Tightrope walking across the Niagara gorge has been popular with daredevils since the 1800s. Funambulists have used many gimmicks to cross the wires, including stilts, bicycles and walking backwards.

Henry Bellini

Henry Bellini was an Australian. In 1873 he began giving semi weekly performances walking across the Niagara Gorge using a 1,500 foot rope, the longest ever used across the Gorge.


Blondin

Jean Francois Gravelet a.k.a. Blondin was the first and possibly the best known of Niagara's funambulists! (tightrope walkers). He made 21 crossings on a 1,100 foot long rope stretched from Prospect Park in the United States to the Canadian side. On August 17 1859 he actually carried his manager across the Gorge on his back. The trip lasted 42 minutes and included 42 rest stops.


Clifford Calverly

Records are very few pertaining to Clifford Calverly. He came from Clarksburg, Ontario and in 1887 came to Niagara Falls to perform his tight rope act. During his successful crossing he set the speed record for crossing the Gorge, 2 minutes and 32 seconds. Most of the performers averaged around 15 - 20 minutes. During subsequent crossings Calverly skipped rope, hung by one arm, sat on a chair and used a wheelbarrow.


Samuel J Dixon

Dixon crossed the Niagara River over the Gorge near Queen Victoria Park on September 6, 1890 using Stephen Peer's cable. On July 17, 1891 he walked between the Cantilever Railway Bridge and Railway Suspension Bridge.


Signor Antonio Farini

Born William T. Hunt in Port Hope Ontario, he reinvented himself as Signor Guillermo Antonio Farini. He walked across the Ganaraska River near Port Hope and also across King Street in Bowmanville before moving on to bigger things, namely Niagara Falls. In the 1860s he carried a washing machine on his back to the centre of the rope, he set it down, lowered a pail down into the river, hauled up water and then washed the handkerchief of a passenger on board the Maid.


Professor Andrew Jenkins

"Professor" Andrew Jenkins crossed the Niagara Gorge at the Whirlpool Rapids, north of the Railway Suspension Bridge on August 25, 1869, using a combination bicycle-velocipede. The Gazette said "his performance bears about as much resemblance to Blondin's as a poor counterfeit does to a genuine". Many sources refer to him as "Professor J.F. Jenkins".

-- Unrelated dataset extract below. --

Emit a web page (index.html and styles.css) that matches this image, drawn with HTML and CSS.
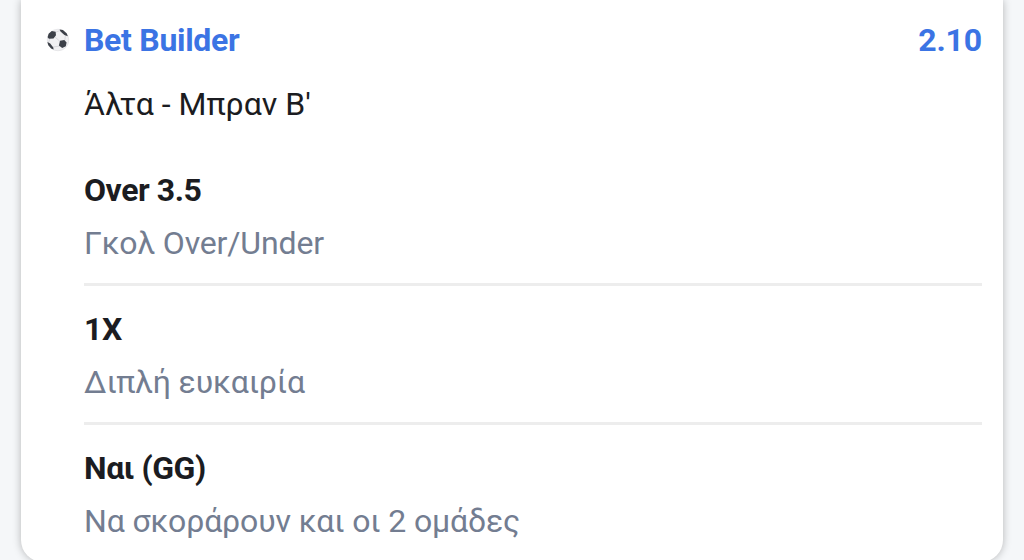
FILE: index.html
```html
<!DOCTYPE html>
<html lang="el">
<head>
<meta charset="utf-8">
<title>Bet Builder</title>
<link rel="stylesheet" href="styles.css">
</head>
<body>
<main class="card">
  <header class="head">
    <svg class="ball" viewBox="0 0 24 24" aria-hidden="true">
      <circle cx="12" cy="12" r="10.8" fill="#f0f0f2" stroke="#d8d8dc" stroke-width=".5"/>
      <path fill="none" stroke="#cfcfd4" stroke-width=".7" d="M8.5 8.5l5.5 5M9 4.5l5-2M19.5 6.5l-.8 7M14 18l-7 1M4 10l-1.5 5"/>
      <path fill="#3c4048" d="M2.6 5.7L5.8 3l3.8.8.4 3.4-2.5 3.2-4.6.4-1.3-1.6zM14 12.8l4.3-.7 2.3 2.4-.8 3.7-3.6 1.8-3.3-2.6zM13.6 1.4l3.3.5 3.9 3.6 1 2.8-3.4-1.2-3.9-3.6zM1.4 14.1l2.8 1.5 3.1 3.9.3 2.1-2.5-1.1-2.8-3.2z"/>
    </svg>
    <h1 class="title">Bet Builder</h1>
    <span class="odds">2.10</span>
  </header>
  <section class="body">
    <p class="match">Άλτα - Μπραν Β'</p>
    <div class="leg"><h2 class="pick">Over 3.5</h2><p class="market">Γκολ Over/Under</p></div>
    <div class="leg"><h2 class="pick">1X</h2><p class="market">Διπλή ευκαιρία</p></div>
    <div class="leg"><h2 class="pick">Ναι (GG)</h2><p class="market">Να σκοράρουν και οι 2 ομάδες</p></div>
  </section>
</main>
</body>
</html>
```
FILE: styles.css
```css
* { box-sizing: border-box; }
body { margin: 0; height: 560px; overflow: hidden; background: #f5f7f9; font-family: Roboto, sans-serif; font-size: 32px; line-height: 40px; color: #1b1c21; }
h1, h2, p { margin: 0; font-size: inherit; }
.card { height: 562px; margin: 0 21px; padding: 20px 21px 0 25px; background: #fff; border-radius: 0 0 22px 22px; box-shadow: 0 0 8px rgba(0, 0, 0, .27); }
.head { display: flex; align-items: center; color: #3b74e4; font-weight: 700; }
.ball { width: 24px; height: 24px; margin: -1px 14px 0 0; }
.title { font-weight: 700; letter-spacing: -.3px; }
.odds { margin-left: auto; letter-spacing: -.15px; }
.body { margin-left: 38px; }
.match { margin-top: 24px; }
.leg { height: 139px; padding-top: 23px; border-bottom: 3px solid #ededed; }
.match + .leg { margin-top: 23px; }
.leg:last-child { border-bottom: 0; }
.pick { font-weight: 700; letter-spacing: -.45px; }
.market { margin-top: 13px; color: #737d91; letter-spacing: -.15px; }
```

Stephen Peer, the Hometown Boy

Stephen Peer was born in Stamford Township in 1840. He was nineteen when Blondin performed the first of his many tight rope walking feats at Niagara Falls. Peer became determined to become the first real "Niagaran" to walk the Gorge. In 1873 he became an assistant to Henry Bellini, he then illicitly used Bellini's equipment to perform his own first stunt. Bellini was not amused and attempted to cut down the tight rope. The residents chased him out of town, after all Peer was the home town boy ! By 1887 he had become famous enough to begin performing under his own billing and on June 22, 1887 he successfully walked on a wire cable stretched between the present Whirlpool Bridge and the Pen Central Bridge. Three days later he went to the platform from which he had started his crossing, with friends. Speculation is that they had been drinking, Peer began to walk across the cable and fell forty five feet to his death.


Henri J. Rechatin

Henri J. Rechatin is one of the more recent daredevils of Niagara. In 1975 he crossed over the Whirlpool Rapids on the cable of the Spanish AeroCar. His friend Frank Lucas rode a motorcycle, he, himself was balanced on a platform like device attached to the motorcycle, and his wife Jancyk was suspended from the long pole Rechatin carried across his shoulders. In 1975 he expressed a desire to celebrate the anniversary of his feat by tightrope walking across the Niagara Gorge. His request was denied by the Niagara Parks Commission; stunting is banned on all of their property.


Maria Spelterini

Signorina Maria Spelterini (also spelled as Spelterina), of Italian descent, was famous for her stunts including walking with her feet in baskets and performing wearing shackles and chains on the tightrope. She was the first woman to ever cross the Niagara Gorge. Many of her stunts were done at the age of 23, as part of the celebration of the United States Centennial in 1876.


Nik Wallenda

Nik Wallenda completed his historic walk across the Horseshoe Falls on June 15, 2012. He was the only person to actually traverse the waterfall itself - everyone else had crossed the gorge near the falls. He is also the first person to perform a crossing since the late 1800s. The crossing was from the American side to the Canadian side, and Wallenda was greeted by Canada Customs officers who checked his passport. Wallenda is a seventh-generation member of the Wallenda family of circus performers. Photo by Peter Conradi.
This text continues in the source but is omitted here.